5/02 List-decodable regression cont. See the survey article of Monique Laurent for details on how to certify the non-negativity of univariate polynomials over an interval (section 3.6).
5/04 Tensor decomposition for learning latent variable models (quasi-polynomial time dictionary learning) Quasi-polynomial time SoS algorithms for dictionary learning via tensor decomposition, a representative paper about using tensor decompositions to learn latent variable models (one of several).
5/09 Efficient SoS algorithms for decomposing random overcomplete tensors Until the new lecture notes are up, see these notes from last year's STATS 319. The relevant references are this paper by Ge and Ma and this paper by Ma, Shi, Steurer. Also see Tropp's matrix concentration survey.
5/11 Making SoS practical 1: spectral algorithms for overcomplete tensor decomposition The lecture was based on this recent paper of Ding, d'Orsi, Liu, Tiegel, and Steurer, which builds on this paper and this paper.

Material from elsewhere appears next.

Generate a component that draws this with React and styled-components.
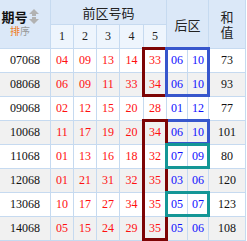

5/16 Making SoS practical 2: fast SDP solvers See this paper about solving constraint satisfaction problems and this paper about robust mean estimation as two examples.
5/18 SoS & lower bounds 1: 3-XOR Lecture notes from the course by Barak and Steurer.
5/23 SoS & lower bounds 2: planted clique and pseudocalibration Notes on lower bound for planted clique from the course by Barak and Steurer. See also this survey (section 3) on pseudocalibration, and this survey and Sam Hopkins' thesis for a conjuecture about the computational complexity of hypothesis testing.
5/25 Student Presentations
5/30 NO CLASS: Memorial Day
6/01 Student Presentations
Materials & Resources

Additional recommended readings and videos will be posted on a per-lecture basis, in the "notes" field of the schedule above.